Aim = Find the lines with "components" in them and copy them out.

Stored data =
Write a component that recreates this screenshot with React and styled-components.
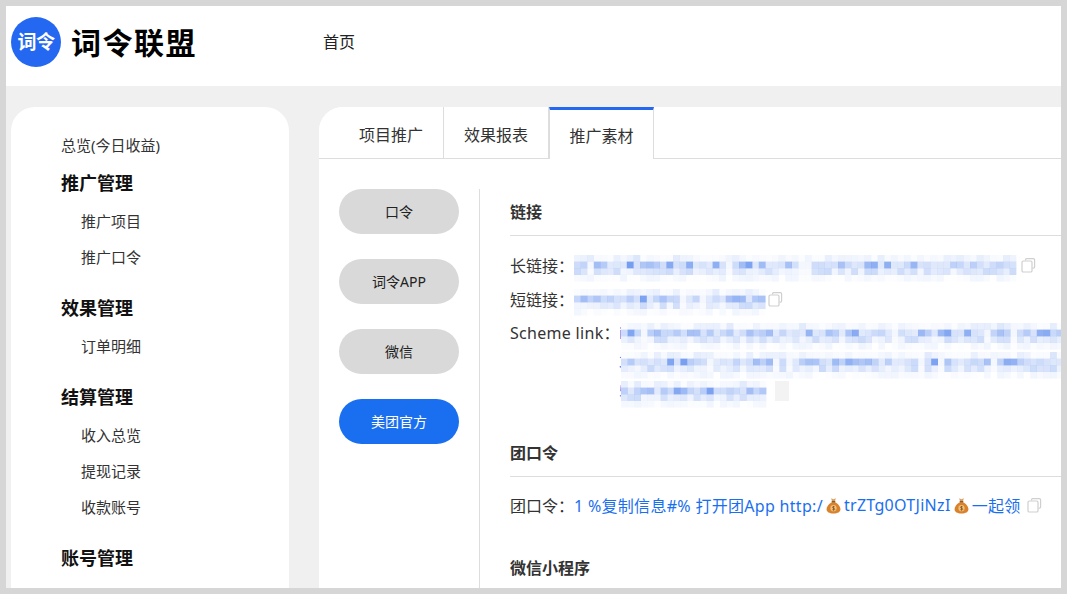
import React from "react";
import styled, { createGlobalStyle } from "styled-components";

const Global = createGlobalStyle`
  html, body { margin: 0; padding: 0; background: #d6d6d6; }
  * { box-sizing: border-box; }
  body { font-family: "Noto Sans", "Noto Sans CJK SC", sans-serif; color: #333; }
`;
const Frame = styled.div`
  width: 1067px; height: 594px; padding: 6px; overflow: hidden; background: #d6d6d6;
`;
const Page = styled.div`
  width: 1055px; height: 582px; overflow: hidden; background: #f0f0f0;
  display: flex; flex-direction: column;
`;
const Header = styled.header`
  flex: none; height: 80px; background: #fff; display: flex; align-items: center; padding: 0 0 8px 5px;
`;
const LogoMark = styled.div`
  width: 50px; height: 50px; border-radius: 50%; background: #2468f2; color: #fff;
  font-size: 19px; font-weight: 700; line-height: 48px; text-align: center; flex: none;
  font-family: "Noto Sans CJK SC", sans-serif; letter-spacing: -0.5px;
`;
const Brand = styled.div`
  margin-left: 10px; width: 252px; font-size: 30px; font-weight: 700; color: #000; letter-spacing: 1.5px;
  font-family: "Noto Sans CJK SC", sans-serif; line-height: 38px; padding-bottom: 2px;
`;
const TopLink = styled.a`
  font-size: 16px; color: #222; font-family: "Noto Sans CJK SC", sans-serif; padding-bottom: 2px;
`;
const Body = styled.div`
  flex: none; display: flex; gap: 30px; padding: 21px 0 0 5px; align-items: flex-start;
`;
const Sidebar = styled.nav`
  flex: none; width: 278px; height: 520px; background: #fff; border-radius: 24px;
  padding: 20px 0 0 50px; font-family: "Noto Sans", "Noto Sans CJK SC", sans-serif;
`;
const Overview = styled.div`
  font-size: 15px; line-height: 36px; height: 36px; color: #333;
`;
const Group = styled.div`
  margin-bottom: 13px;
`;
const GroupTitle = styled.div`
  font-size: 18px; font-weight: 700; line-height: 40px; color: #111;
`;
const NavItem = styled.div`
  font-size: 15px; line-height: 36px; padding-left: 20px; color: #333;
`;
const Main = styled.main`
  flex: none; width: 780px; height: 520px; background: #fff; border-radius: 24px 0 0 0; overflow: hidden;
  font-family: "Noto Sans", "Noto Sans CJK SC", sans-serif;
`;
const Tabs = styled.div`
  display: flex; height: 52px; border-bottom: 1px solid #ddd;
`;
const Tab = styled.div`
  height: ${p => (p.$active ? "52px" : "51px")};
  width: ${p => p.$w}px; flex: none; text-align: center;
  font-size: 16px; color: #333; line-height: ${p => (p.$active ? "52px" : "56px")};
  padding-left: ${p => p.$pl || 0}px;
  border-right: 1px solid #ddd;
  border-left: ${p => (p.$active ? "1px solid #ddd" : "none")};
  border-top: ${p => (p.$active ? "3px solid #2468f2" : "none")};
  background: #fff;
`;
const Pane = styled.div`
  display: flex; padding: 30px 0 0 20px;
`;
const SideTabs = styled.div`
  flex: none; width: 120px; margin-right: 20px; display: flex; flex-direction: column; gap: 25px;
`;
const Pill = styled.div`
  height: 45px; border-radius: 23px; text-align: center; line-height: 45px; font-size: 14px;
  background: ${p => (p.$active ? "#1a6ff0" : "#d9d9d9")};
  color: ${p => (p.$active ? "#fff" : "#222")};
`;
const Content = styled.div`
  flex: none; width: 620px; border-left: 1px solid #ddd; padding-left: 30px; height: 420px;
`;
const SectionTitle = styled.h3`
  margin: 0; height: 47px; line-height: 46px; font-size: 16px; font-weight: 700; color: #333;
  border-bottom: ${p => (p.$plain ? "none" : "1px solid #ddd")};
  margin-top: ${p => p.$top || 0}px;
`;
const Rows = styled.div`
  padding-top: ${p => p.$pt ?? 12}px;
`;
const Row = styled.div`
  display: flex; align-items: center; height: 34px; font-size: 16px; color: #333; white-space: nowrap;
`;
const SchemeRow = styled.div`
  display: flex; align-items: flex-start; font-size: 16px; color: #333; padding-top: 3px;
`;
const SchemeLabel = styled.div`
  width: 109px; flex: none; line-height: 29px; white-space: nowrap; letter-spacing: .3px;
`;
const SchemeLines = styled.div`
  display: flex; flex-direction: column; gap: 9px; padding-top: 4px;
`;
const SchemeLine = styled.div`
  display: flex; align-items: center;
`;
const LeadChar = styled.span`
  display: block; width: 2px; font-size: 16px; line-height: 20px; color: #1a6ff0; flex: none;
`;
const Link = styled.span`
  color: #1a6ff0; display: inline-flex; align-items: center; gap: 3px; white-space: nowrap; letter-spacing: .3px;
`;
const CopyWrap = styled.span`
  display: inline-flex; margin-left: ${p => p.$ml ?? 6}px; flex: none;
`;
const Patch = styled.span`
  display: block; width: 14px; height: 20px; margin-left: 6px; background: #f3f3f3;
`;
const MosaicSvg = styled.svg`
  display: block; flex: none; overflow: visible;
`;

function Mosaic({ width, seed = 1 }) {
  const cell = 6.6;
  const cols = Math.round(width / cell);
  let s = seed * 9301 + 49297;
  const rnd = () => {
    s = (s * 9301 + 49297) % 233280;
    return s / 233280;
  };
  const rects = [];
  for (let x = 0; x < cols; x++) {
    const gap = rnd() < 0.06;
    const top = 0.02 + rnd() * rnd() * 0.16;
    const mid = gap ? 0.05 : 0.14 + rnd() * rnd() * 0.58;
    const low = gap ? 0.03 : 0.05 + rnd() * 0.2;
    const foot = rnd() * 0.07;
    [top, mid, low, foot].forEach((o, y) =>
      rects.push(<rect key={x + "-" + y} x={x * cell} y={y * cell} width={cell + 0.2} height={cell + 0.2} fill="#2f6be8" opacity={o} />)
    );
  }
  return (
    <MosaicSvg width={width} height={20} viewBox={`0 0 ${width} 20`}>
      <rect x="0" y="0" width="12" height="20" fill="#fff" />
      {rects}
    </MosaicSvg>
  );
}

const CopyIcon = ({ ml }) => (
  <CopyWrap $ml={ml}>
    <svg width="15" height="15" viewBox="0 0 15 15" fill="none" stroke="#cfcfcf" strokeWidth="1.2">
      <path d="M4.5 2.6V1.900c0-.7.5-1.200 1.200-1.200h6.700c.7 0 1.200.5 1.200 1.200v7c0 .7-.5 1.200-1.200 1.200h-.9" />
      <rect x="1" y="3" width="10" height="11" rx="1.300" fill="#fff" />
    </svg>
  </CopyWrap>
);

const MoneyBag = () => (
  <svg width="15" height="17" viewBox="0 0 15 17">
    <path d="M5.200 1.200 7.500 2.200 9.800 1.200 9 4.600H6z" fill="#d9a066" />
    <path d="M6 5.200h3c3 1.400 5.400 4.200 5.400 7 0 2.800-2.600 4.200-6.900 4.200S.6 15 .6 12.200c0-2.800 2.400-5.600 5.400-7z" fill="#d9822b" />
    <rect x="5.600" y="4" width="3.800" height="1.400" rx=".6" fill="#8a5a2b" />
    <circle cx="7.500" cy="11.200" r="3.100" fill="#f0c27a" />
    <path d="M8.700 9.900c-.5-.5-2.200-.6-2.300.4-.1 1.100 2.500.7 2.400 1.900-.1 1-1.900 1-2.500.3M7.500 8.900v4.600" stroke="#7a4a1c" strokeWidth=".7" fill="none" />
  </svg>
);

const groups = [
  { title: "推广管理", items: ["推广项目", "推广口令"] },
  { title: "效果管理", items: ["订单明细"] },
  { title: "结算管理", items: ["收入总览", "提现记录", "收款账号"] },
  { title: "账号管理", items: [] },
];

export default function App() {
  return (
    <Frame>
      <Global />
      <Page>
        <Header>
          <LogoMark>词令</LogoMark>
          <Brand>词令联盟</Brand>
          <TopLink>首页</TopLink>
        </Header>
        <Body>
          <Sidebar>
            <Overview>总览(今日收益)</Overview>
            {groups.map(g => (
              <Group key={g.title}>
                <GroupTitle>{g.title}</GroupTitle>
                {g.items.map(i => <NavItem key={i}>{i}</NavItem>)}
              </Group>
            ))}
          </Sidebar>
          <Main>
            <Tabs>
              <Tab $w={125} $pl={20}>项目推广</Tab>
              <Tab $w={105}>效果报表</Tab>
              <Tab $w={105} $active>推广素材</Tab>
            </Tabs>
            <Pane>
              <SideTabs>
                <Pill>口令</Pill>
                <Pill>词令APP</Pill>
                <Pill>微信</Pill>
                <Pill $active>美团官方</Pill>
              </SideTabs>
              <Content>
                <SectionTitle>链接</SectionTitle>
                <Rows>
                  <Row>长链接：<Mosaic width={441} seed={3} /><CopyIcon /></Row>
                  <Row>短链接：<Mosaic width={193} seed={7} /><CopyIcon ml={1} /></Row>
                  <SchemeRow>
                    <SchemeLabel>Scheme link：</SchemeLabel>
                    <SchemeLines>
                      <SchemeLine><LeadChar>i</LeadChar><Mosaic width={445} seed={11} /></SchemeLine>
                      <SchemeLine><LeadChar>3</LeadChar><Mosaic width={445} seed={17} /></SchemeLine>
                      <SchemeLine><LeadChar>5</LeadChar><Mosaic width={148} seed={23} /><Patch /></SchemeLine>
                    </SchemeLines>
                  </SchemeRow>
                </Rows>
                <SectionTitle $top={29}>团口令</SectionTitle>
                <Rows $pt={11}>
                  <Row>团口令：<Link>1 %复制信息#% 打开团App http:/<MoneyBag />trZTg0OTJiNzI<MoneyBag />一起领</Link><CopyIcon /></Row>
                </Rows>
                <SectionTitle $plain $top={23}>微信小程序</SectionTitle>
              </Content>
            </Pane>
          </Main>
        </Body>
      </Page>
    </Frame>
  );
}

Exercise solution =
Write a component that recreates this screenshot with React and styled-components.
import styled, { createGlobalStyle } from "styled-components";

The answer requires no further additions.